Jesus Luzardo’s turnaround continues and Marlins again play spoiler against Mets
The first inning was a bit too familiar for Jesus Luzardo. The pitcher cruised through two batters, notched a strikeout and then hit a wall. Walks, wild pitches and missed spots derailed a once promising inning, and dug the Miami Marlins an early one-run hole Thursday against the New York Mets.
When he finally escaped, Luzardo trudged his way back into the Marlins’ dugout, gathered himself and hopped back out to the mound to put together another encouraging start in Miami. He even kept the Marlins within striking distance for long enough to pull out a 3-2, come-from-behind win on an eighth-inning, upper-deck home run by Jazz Chisholm Jr.
Luzardo pitched 4 2/3 more innings, allowed only one more hit, two more walks and one more run before he walked back off the mound for good in the sixth inning to a nice ovation from the crowd at loanDepot park.
After five straight debacles to start his career with his new team, Luzardo has delivered three straight solid outings to remind Miami why he was the return piece in its trade sending star outfielder Starling Marte to the Oakland Athletics in July.
It wasn’t quite Luzardo best yet for the Marlins, but it was only because of two bad moments. In the first inning, the left-handed pitcher allowed a two-out double to Javier Baez, then walked two straight and threw two wild pitches to let the Mets middle infielder score. In the third, he hung a curveball to the two-time All-Star and Baez clobbered it for a 438-foot home run to put New York ahead 2-0.
The 23-year-old from Marjory Stoneman Douglas High School in Parkland went 5 2/3 innings, allowed two hits, four walks and two earned runs, and matched a career-high with eight strikeouts. After posting a 9.67 ERA in his first five starts for Miami, Luzardo has a 2.60 ERA in his last three.
Marlins’ Anderson may need surgery
Brian Anderson and the Marlins are sorting through all options after the third baseman’s latest injury, and waiting for doctors’ opinions before figuring out what path his recovery might take.

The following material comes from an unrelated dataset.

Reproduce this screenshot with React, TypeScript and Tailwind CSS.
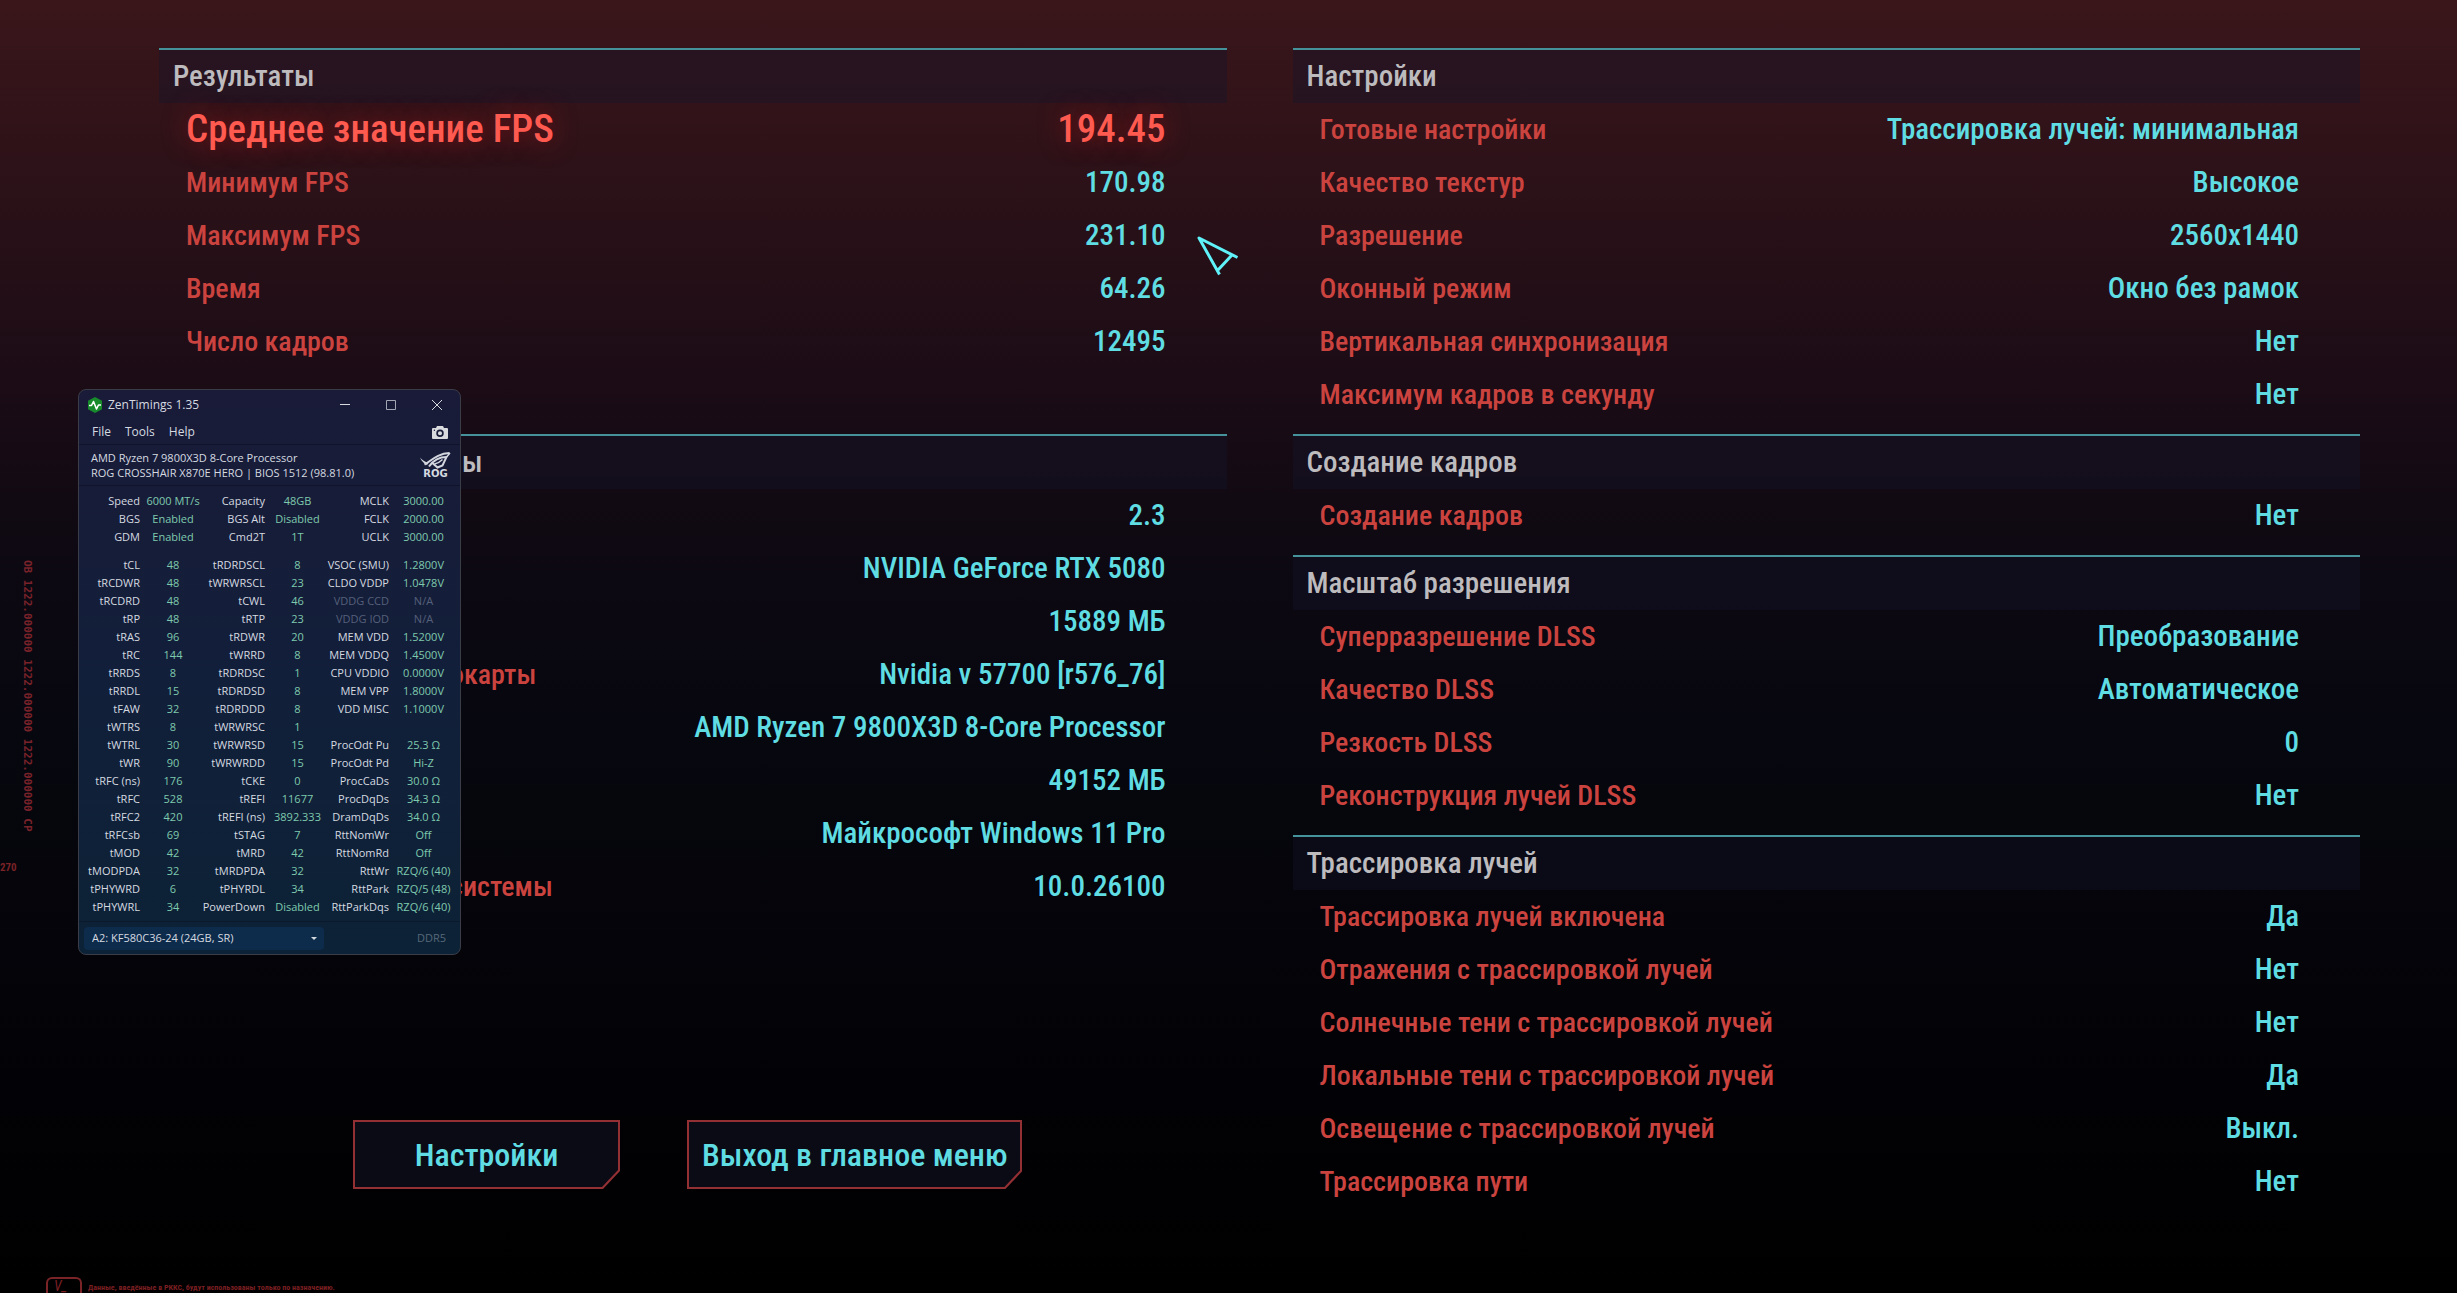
import { type ReactNode } from "react";
import { clsx } from "clsx";

type Entry = {
	label: string;
	value: string;
	highlight?: boolean;
};

const results: Entry[] = [
	{ label: "Среднее значение FPS", value: "194.45", highlight: true },
	{ label: "Минимум FPS", value: "170.98" },
	{ label: "Максимум FPS", value: "231.10" },
	{ label: "Время", value: "64.26" },
	{ label: "Число кадров", value: "12495" },
];

const system: Entry[] = [
	{ label: "Версия игры", value: "2.3" },
	{ label: "Видеокарта", value: "NVIDIA GeForce RTX 5080" },
	{ label: "Видеопамять", value: "15889 МБ" },
	{ label: "Версия драйвера видеокарты", value: "Nvidia v 57700 [r576_76]" },
	{ label: "Процессор", value: "AMD Ryzen 7 9800X3D 8-Core Processor" },
	{ label: "Память", value: "49152 МБ" },
	{ label: "Система", value: "Майкрософт Windows 11 Pro" },
	{ label: "Версия операционной системы", value: "10.0.26100" },
];

const settings: Entry[] = [
	{ label: "Готовые настройки", value: "Трассировка лучей: минимальная" },
	{ label: "Качество текстур", value: "Высокое" },
	{ label: "Разрешение", value: "2560x1440" },
	{ label: "Оконный режим", value: "Окно без рамок" },
	{ label: "Вертикальная синхронизация", value: "Нет" },
	{ label: "Максимум кадров в секунду", value: "Нет" },
];

const frameGeneration: Entry[] = [{ label: "Создание кадров", value: "Нет" }];

const scaling: Entry[] = [
	{ label: "Суперразрешение DLSS", value: "Преобразование" },
	{ label: "Качество DLSS", value: "Автоматическое" },
	{ label: "Резкость DLSS", value: "0" },
	{ label: "Реконструкция лучей DLSS", value: "Нет" },
];

const rayTracing: Entry[] = [
	{ label: "Трассировка лучей включена", value: "Да" },
	{ label: "Отражения с трассировкой лучей", value: "Нет" },
	{ label: "Солнечные тени с трассировкой лучей", value: "Нет" },
	{ label: "Локальные тени с трассировкой лучей", value: "Да" },
	{ label: "Освещение с трассировкой лучей", value: "Выкл." },
	{ label: "Трассировка пути", value: "Нет" },
];

const summaryTimings = [
	["Speed", "6000 MT/s", "Capacity", "48GB", "MCLK", "3000.00"],
	["BGS", "Enabled", "BGS Alt", "Disabled", "FCLK", "2000.00"],
	["GDM", "Enabled", "Cmd2T", "1T", "UCLK", "3000.00"],
];

const timings = [
	["tCL", "48", "tRDRDSCL", "8", "VSOC (SMU)", "1.2800V"],
	["tRCDWR", "48", "tWRWRSCL", "23", "CLDO VDDP", "1.0478V"],
	["tRCDRD", "48", "tCWL", "46", "VDDG CCD", "N/A"],
	["tRP", "48", "tRTP", "23", "VDDG IOD", "N/A"],
	["tRAS", "96", "tRDWR", "20", "MEM VDD", "1.5200V"],
	["tRC", "144", "tWRRD", "8", "MEM VDDQ", "1.4500V"],
	["tRRDS", "8", "tRDRDSC", "1", "CPU VDDIO", "0.0000V"],
	["tRRDL", "15", "tRDRDSD", "8", "MEM VPP", "1.8000V"],
	["tFAW", "32", "tRDRDDD", "8", "VDD MISC", "1.1000V"],
	["tWTRS", "8", "tWRWRSC", "1", "", ""],
	["tWTRL", "30", "tWRWRSD", "15", "ProcOdt Pu", "25.3 Ω"],
	["tWR", "90", "tWRWRDD", "15", "ProcOdt Pd", "Hi-Z"],
	["tRFC (ns)", "176", "tCKE", "0", "ProcCaDs", "30.0 Ω"],
	["tRFC", "528", "tREFI", "11677", "ProcDqDs", "34.3 Ω"],
	["tRFC2", "420", "tREFI (ns)", "3892.333", "DramDqDs", "34.0 Ω"],
	["tRFCsb", "69", "tSTAG", "7", "RttNomWr", "Off"],
	["tMOD", "42", "tMRD", "42", "RttNomRd", "Off"],
	["tMODPDA", "32", "tMRDPDA", "32", "RttWr", "RZQ/6 (40)"],
	["tPHYWRD", "6", "tPHYRDL", "34", "RttPark", "RZQ/5 (48)"],
	["tPHYWRL", "34", "PowerDown", "Disabled", "RttParkDqs", "RZQ/6 (40)"],
];

const Section = ({ title, entries }: { title: string; entries: Entry[] }) => {
	return (
		<section className="pb-[13px]">
			<h2 className="flex h-[55px] items-center border-t-2 border-[#45929a] bg-[#14142a]/40 pl-[14px] text-[29px] font-medium text-[#bdbbbd]">
				{title}
			</h2>
			<dl>
				{entries.map(({ label, value, highlight }) => (
					<div
						key={label}
						className={clsx(
							"flex h-[53px] items-center justify-between pr-[61px] pl-[27px] font-medium whitespace-nowrap",
							highlight && "text-[39px] text-[#ff5a50] [text-shadow:0_0_24px_#e0202080]",
						)}
					>
						<dt className={clsx(!highlight && "text-[28px] text-[#cb433f]")}>{label}</dt>
						<dd className={clsx(!highlight && "text-[29px] text-[#5fdde3]")}>{value}</dd>
					</div>
				))}
			</dl>
		</section>
	);
};

const MenuButton = ({ children }: { children: ReactNode }) => {
	return (
		<button
			type="button"
			className="h-[69px] bg-[#933034] p-[2px] text-[32px] font-medium text-[#5fdde3] [clip-path:polygon(0_0,100%_0,100%_calc(100%-18px),calc(100%-17px)_100%,0_100%)]"
		>
			<span className="flex h-full min-w-[263px] items-center justify-center bg-[#0b0b16] px-[13px] [clip-path:polygon(0_0,100%_0,100%_calc(100%-17px),calc(100%-16px)_100%,0_100%)]">
				{children}
			</span>
		</button>
	);
};

const TimingRow = ({ cells }: { cells: string[] }) => {
	const disabled = cells[5] === "N/A";
	return (
		<tr className="h-[18px]">
			{cells.map((cell, index) => {
				const muted = disabled && index > 3;
				return index % 2 === 0 ? (
					<th
						key={index}
						scope="row"
						className={clsx(
							"pr-[6px] text-right font-normal",
							muted ? "text-[#56607a]" : "text-[#d5dae0]",
						)}
					>
						{cell}
					</th>
				) : (
					<td
						key={index}
						className={clsx("text-center", muted ? "text-[#56607a]" : "text-[#7fcaae]")}
					>
						{cell}
					</td>
				);
			})}
		</tr>
	);
};

const ZenTimings = () => {
	return (
		<div className="absolute top-[389px] left-[78px] w-[383px] overflow-hidden rounded-lg border border-[#3a3c48] bg-linear-to-b from-[#191b38] via-[#121f3a] to-[#0c2236] font-['Open_Sans','Noto_Sans',sans-serif] text-[11px] text-[#d5dae0]">
			<div className="flex h-[30px] items-center">
				<svg viewBox="0 0 16 16" className="ml-[8px] size-4">
					<path d="M8 0l7 3.8v8.4L8 16l-7-3.8V3.8z" fill="#178a2c" />
					<path
						d="M2 8.5h2.5L6.5 4.5l3 7.5 2-4h2.5"
						fill="none"
						stroke="#fff"
						strokeWidth="1.6"
						strokeLinejoin="round"
					/>
				</svg>
				<span className="ml-[5px] text-xs">ZenTimings 1.35</span>
				<div className="ml-auto flex">
					<button type="button" aria-label="Minimize" className="flex w-[46px] justify-center">
						<svg viewBox="0 0 10 10" className="size-[10px]" stroke="#d5dae0">
							<path d="M0 4.5h10" />
						</svg>
					</button>
					<button type="button" aria-label="Maximize" className="flex w-[46px] justify-center">
						<svg viewBox="0 0 10 10" className="size-[10px]" fill="none" stroke="#a3a7b3">
							<path d="M.5.5h9v9h-9z" />
						</svg>
					</button>
					<button type="button" aria-label="Close" className="flex w-[46px] justify-center">
						<svg viewBox="0 0 10 10" className="size-[10px]" stroke="#d5dae0">
							<path d="M0 0l10 10M10 0L0 10" />
						</svg>
					</button>
				</div>
			</div>
			<nav className="flex h-[25px] items-center gap-[14px] border-b border-[#10132a] pr-[12px] pl-[13px] text-xs">
				<button type="button">File</button>
				<button type="button">Tools</button>
				<button type="button">Help</button>
				<button type="button" aria-label="Screenshot" className="ml-auto">
					<svg viewBox="0 0 16 13" className="h-[13px] w-4">
						<path
							d="M5 0h6l1 2h3a1 1 0 0 1 1 1v9a1 1 0 0 1-1 1H1a1 1 0 0 1-1-1V3a1 1 0 0 1 1-1h3z"
							fill="#d8dade"
						/>
						<circle cx="8" cy="7.3" r="2.9" fill="none" stroke="#181c38" strokeWidth="1.7" />
						<circle cx="2.4" cy="4.3" r=".7" fill="#181c38" />
					</svg>
				</button>
			</nav>
			<div className="flex h-[41px] items-center justify-between border-b border-[#10132a] pr-[9px] pl-[12px] leading-[15px]">
				<div>
					<p>AMD Ryzen 7 9800X3D 8-Core Processor</p>
					<p>ROG CROSSHAIR X870E HERO | BIOS 1512 (98.81.0)</p>
				</div>
				<div className="flex flex-col items-center">
					<svg viewBox="0 0 31 17" className="h-[17px] w-[31px]" fill="none" stroke="#d3d6de">
						<path d="M0 5.5c2 2.5 5 4.5 8.500 5.500l-1.500 2C4 11.500 1.500 9 0 5.500z" fill="#d3d6de" stroke="none" />
						<path d="M4.5 12.5C11 9 17 1.5 29.5 1" strokeWidth="2" />
						<path d="M9 14.5C14 7.5 21 5 26.5 5l-4 8.500-5 2-4.500-4" strokeWidth="2" />
						<path d="M14.5 12c3-.5 6-2.500 8-4.500M27 4.500L30 1" strokeWidth="1.5" />
					</svg>
					<span className="font-['DejaVu_Sans',sans-serif] text-[10px] leading-[10px] font-bold">
						ROG
					</span>
				</div>
			</div>
			<table className="mt-[6px] mb-[5px] w-[373px] table-fixed leading-[18px] whitespace-nowrap">
				<colgroup>
					<col className="w-[67px]" />
					<col className="w-[54px]" />
					<col className="w-[71px]" />
					<col className="w-[53px]" />
					<col className="w-[71px]" />
					<col className="w-[57px]" />
				</colgroup>
				<tbody>
					{summaryTimings.map((cells) => (
						<TimingRow key={cells[0]} cells={cells} />
					))}
				</tbody>
				<tbody>
					<tr className="h-[10px]" />
					{timings.map((cells) => (
						<TimingRow key={cells[0]} cells={cells} />
					))}
				</tbody>
			</table>
			<div className="flex h-[33px] items-center justify-between border-t border-[#0a1a2c] pr-[14px] pl-[5px]">
				<div className="relative">
					<select
						aria-label="Memory module"
						className="h-[23px] w-[240px] appearance-none rounded-sm bg-[#0d2c4c] pl-[8px]"
					>
						<option>A2: KF580C36-24 (24GB, SR)</option>
					</select>
					<span className="pointer-events-none absolute top-[10px] right-[7px] border-x-[3px] border-t-[3px] border-x-transparent border-t-[#d5dae0]" />
				</div>
				<span className="text-[#56687a]">DDR5</span>
			</div>
		</div>
	);
};

const Cursor = () => {
	return (
		<svg
			viewBox="0 0 42 40"
			className="absolute top-[236px] left-[1197px] h-[40px] w-[42px]"
			fill="none"
			stroke="#5ff2f8"
			strokeWidth="3"
		>
			<path d="M22.5 38.5L2 2l38.500 19.500M21 34l14-15" strokeLinejoin="round" />
		</svg>
	);
};

export default function App() {
	return (
		<main className="relative flex min-h-screen flex-col overflow-hidden bg-black bg-[linear-gradient(#3a161a,#2b1118_15%,#1c0c16_29%,#0e0912_42%,#07070f_56%,#020206_84%,#000)] font-['Roboto_Condensed','Liberation_Sans',sans-serif]">
			<div className="grid grid-cols-2 gap-[66px] pt-[48px] pr-[97px] pl-[159px]">
				<div className="flex flex-col">
					<Section title="Результаты" entries={results} />
					<div className="mt-[53px]">
						<Section title="Характеристики системы" entries={system} />
					</div>
					<div className="mt-[194px] flex gap-[67px] pl-[194px]">
						<MenuButton>Настройки</MenuButton>
						<MenuButton>Выход в главное меню</MenuButton>
					</div>
				</div>
				<div>
					<Section title="Настройки" entries={settings} />
					<Section title="Создание кадров" entries={frameGeneration} />
					<Section title="Масштаб разрешения" entries={scaling} />
					<Section title="Трассировка лучей" entries={rayTracing} />
				</div>
			</div>

			<p className="absolute top-[560px] left-[18px] font-['DejaVu_Sans_Mono',monospace] text-[11px] font-bold text-[#7a222a] [writing-mode:vertical-rl]">
				OB 1222.000000 1222.000000 1222.000000 CP
			</p>
			<p className="absolute top-[860px] left-0 text-[11px] font-bold text-[#7a2226]">270</p>
			<div className="absolute top-[1277px] left-[46px] flex gap-[6px] text-[#7a1f22]">
				<span className="h-[16px] w-[36px] rounded-t-md border-2 border-b-0 border-[#7a2428] pl-[6px] text-[14px] leading-[14px] italic">
					V_
				</span>
				<span className="pt-[6px] text-[8px] leading-[10px] font-bold">
					Данные, введённые в РККС, будут использованы только по назначению.
				</span>
			</div>

			<ZenTimings />
			<Cursor />
		</main>
	);
}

One potential option, Anderson said, could be surgery on his left shoulder, which twice sent him to the injured list this season.
“They’ve been just getting different doctors’ opinions, seeing where we’re going to go from here on out,” said Anderson, who also plays some in the outfield. “We’re just waiting. Kind of the crappy part of it is just waiting and not knowing what the plan is.”
Miami placed Anderson on the 10-day IL with a left shoulder subluxation Friday, effectively ending his season after just 67 games.
It was the second time Anderson sustained a left shoulder subluxation in 2021. He also injured the shoulder in May and missed about two months.
Anderson also went on the IL with a left oblique strain in April and missed 11 games.
Should Anderson need surgery, he expects it would take about the entire offseason to recover. He expects he would be ready for spring training.
“That’s I think why we want to get those opinions soon,” Anderson said. “So we know which direction to go, so that I can have a full next season.”
Anderson is batting .249 with a .715 on-base-plus-slugging percentage and seven home runs in 264 plate appearances this year. When he was in the lineup, Anderson was the everyday third baseman and he was hoping to solidify his place the Marlins’ long-term plans in Kim Ng’s first season as general manager. He’s under team control for two more seasons.
In the meantime, Anderson is still able to run, exercise his core and do workouts with his right arm. He also said the shoulder feels better now than it did the last time he hurt it.
“Physically, it feels a little bit better,” Anderson said. “The doctors have been telling me that it’s very usual that the first time you pop it out it feels worse and then as you keep doing it it’s not better for it, but it actually hurts less.”
Marlins remember September 11 attacks
Miami held a moment of silence ahead of its Thursday game against the New York Mets to remember the Sept. 11 attacks ahead of the 20th anniversary.
The Marlins will be on the road for the actual anniversary, so the organization held a moment of silence at 6:23, then recognized members of South Florida’s Urban Search and Rescue Team, who were deployed to New York and Washington in the aftermath of the terrorist attacks.